**Solution to Abstract Algebra by Dummit & Foote 3rd edition Chapter 1.6 Exercise 1.6.15**

Define a map $\pi : \mathbb{R}^2 \rightarrow \mathbb{R}$ by $\pi((x,y)) = x$. Prove that $\pi$ is a homomorphism and find the kernel of $\pi$.

Solution: To show that $\pi$ is a homomorphism, let $(x_1,y_1), (x_2,y_2) \in \mathbb{R}^2$. Then $$\pi((x_1,y_1) + (x_2,y_2)) = \pi((x_1+x_2, y_1+y_2)) = x_1+x_2 = \pi((x_1,y_1)) + \pi((x_2,y_2)).$$ Now I claim that $\mathsf{ker}\ \pi = 0 \times \mathbb{R}$.

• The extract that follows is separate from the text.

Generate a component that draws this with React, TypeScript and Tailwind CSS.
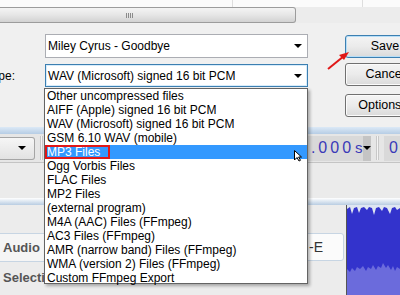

($\subseteq$) If $(x,y) \in \mathsf{ker}\ \pi$ then we have $x = \pi((x,y)) = 0$. Thus $(x,y) \in 0 \times \mathbb{R}$.

($\supseteq$) If $(x,y) \in 0 \times \mathbb{R}$, we have $x = 0$ and thus $\pi((x,y)) = 0$. Hence $(x,y) \in \mathsf{ker}\ \pi$.